An excellent Devon made, top quality brie. It is an unpasteurised Coulommiers type cheese which has been handmade in the Creamery to their own recipe since 1980. Salt, starter cultures and vegetarian rennet are the only additions to fresh Jersey cow milk. This Sharpham Brie has won numerous awards including Silver Taste of the West.


Sharpham Rustic is a semi-hard, unpasteurised cheese made with Jersey cows milk. It has a fresh, lemony, creamy flavour when young which developes into a lovely nutty taste when mature.


A variation on the Sharpham Rustic flavoured with fresh chives and garlic, giving a real savoury depth of flavour which complements its creaminess. A semi-hard cheese made with unpasteurised Jersey cows milk.


The Sharpham Ticklemore Goat cheese is a pasteurised, semi-hard goat milk cheese made with vegetable rennet.

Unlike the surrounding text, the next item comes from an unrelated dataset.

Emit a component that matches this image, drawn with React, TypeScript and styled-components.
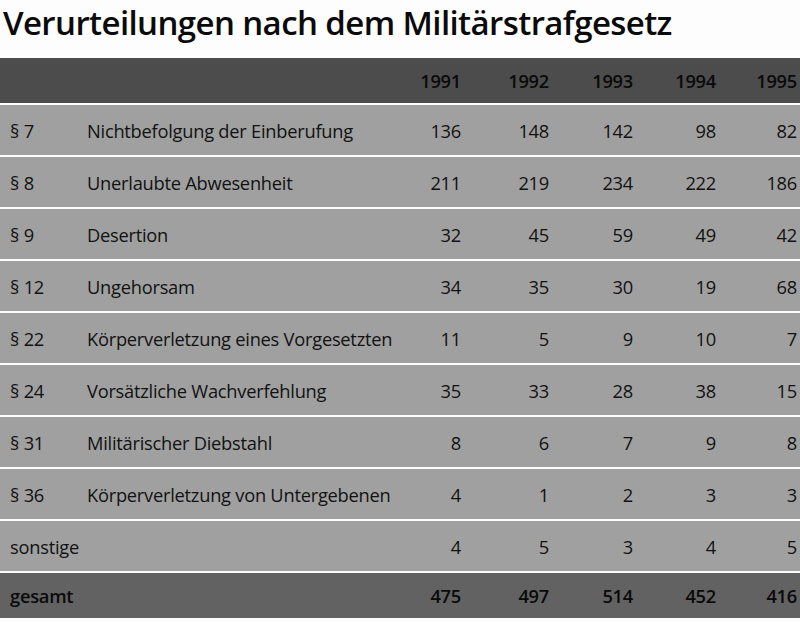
import React from "react";
import styled, { createGlobalStyle } from "styled-components";

const Global = createGlobalStyle`
  html, body { margin: 0; padding: 0; background: #ffffff; }
  body { font-family: "Open Sans", "Noto Sans", sans-serif; }
`;

const Page = styled.div`
  width: 800px;
  height: 622px;
  background: #fdfdfd;
  overflow: hidden;
  display: flex;
  flex-direction: column;
`;

const Title = styled.h1`
  margin: 0;
  padding: 0 0 12px 3px;
  font-family: "Open Sans", sans-serif;
  font-weight: 600;
  font-size: 33px;
  line-height: 46px;
  letter-spacing: -0.6px;
  color: #0a0a0a;
  white-space: nowrap;
`;

const Table = styled.div`
  display: flex;
  flex-direction: column;
  gap: 2px;
`;

const Row = styled.div<{ $kind: "head" | "body" | "total" }>`
  display: grid;
  grid-template-columns: 77px 293px 81px 88px 84px 83px 81px;
  padding: 0 3px 0 10px;
  align-items: center;
  height: ${(p) => (p.$kind === "body" ? 50 : 45)}px;
  background: ${(p) =>
    p.$kind === "head" ? "#4c4c4c" : p.$kind === "total" ? "#626262" : "#a0a0a0"};
  font-family: "Open Sans", sans-serif;
  font-size: 18.3px;
  font-weight: ${(p) => (p.$kind === "body" ? 400 : 600)};
  color: ${(p) => (p.$kind === "body" ? "#121212" : "#0a0a0a")};
  letter-spacing: -0.25px;
`;

const Para = styled.span`
  white-space: nowrap;
`;

const Label = styled.span`
  white-space: nowrap;
`;

const Num = styled.span`
  text-align: right;
  white-space: nowrap;
`;

const years = ["1991", "1992", "1993", "1994", "1995"];

const rows: { p: string; label: string; v: number[] }[] = [
  { p: "§ 7", label: "Nichtbefolgung der Einberufung", v: [136, 148, 142, 98, 82] },
  { p: "§ 8", label: "Unerlaubte Abwesenheit", v: [211, 219, 234, 222, 186] },
  { p: "§ 9", label: "Desertion", v: [32, 45, 59, 49, 42] },
  { p: "§ 12", label: "Ungehorsam", v: [34, 35, 30, 19, 68] },
  { p: "§ 22", label: "Körperverletzung eines Vorgesetzten", v: [11, 5, 9, 10, 7] },
  { p: "§ 24", label: "Vorsätzliche Wachverfehlung", v: [35, 33, 28, 38, 15] },
  { p: "§ 31", label: "Militärischer Diebstahl", v: [8, 6, 7, 9, 8] },
  { p: "§ 36", label: "Körperverletzung von Untergebenen", v: [4, 1, 2, 3, 3] },
];

export default function App() {
  return (
    <Page>
      <Global />
      <Title>Verurteilungen nach dem Militärstrafgesetz</Title>
      <Table>
        <Row $kind="head">
          <Para />
          <Label />
          {years.map((y) => (
            <Num key={y}>{y}</Num>
          ))}
        </Row>
        {rows.map((r) => (
          <Row $kind="body" key={r.p}>
            <Para>{r.p}</Para>
            <Label>{r.label}</Label>
            {r.v.map((n, i) => (
              <Num key={i}>{n}</Num>
            ))}
          </Row>
        ))}
        <Row $kind="body">
          <Para>sonstige</Para>
          <Label />
          {[4, 5, 3, 4, 5].map((n, i) => (
            <Num key={i}>{n}</Num>
          ))}
        </Row>
        <Row $kind="total">
          <Para>gesamt</Para>
          <Label />
          {[475, 497, 514, 452, 416].map((n, i) => (
            <Num key={i}>{n}</Num>
          ))}
        </Row>
      </Table>
    </Page>
  );
}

It has a moist, slightly crumbly texture and a zesty, subtle lemon flavour.



Set deep in the heart of traditional Stilton cheesemaking country is the small town of Melton Mowbrey where the Tuxford & Tebbutt Creamery stands, externally unchanged since its construction in the eighteenth century. The Tuxford & Tebbutt brand is a guarantee of prize-winning traditional Blue Stilton which will delight the palate.

Made in the traditional way this classic Blue Stilton is rich and creamy, with complex flavours and a piquant finish. One of our most popular cheeses.


Classic white Stilton mixed with mango and ginger at first seems like a strange combination, however it is a mix that works very well indeed.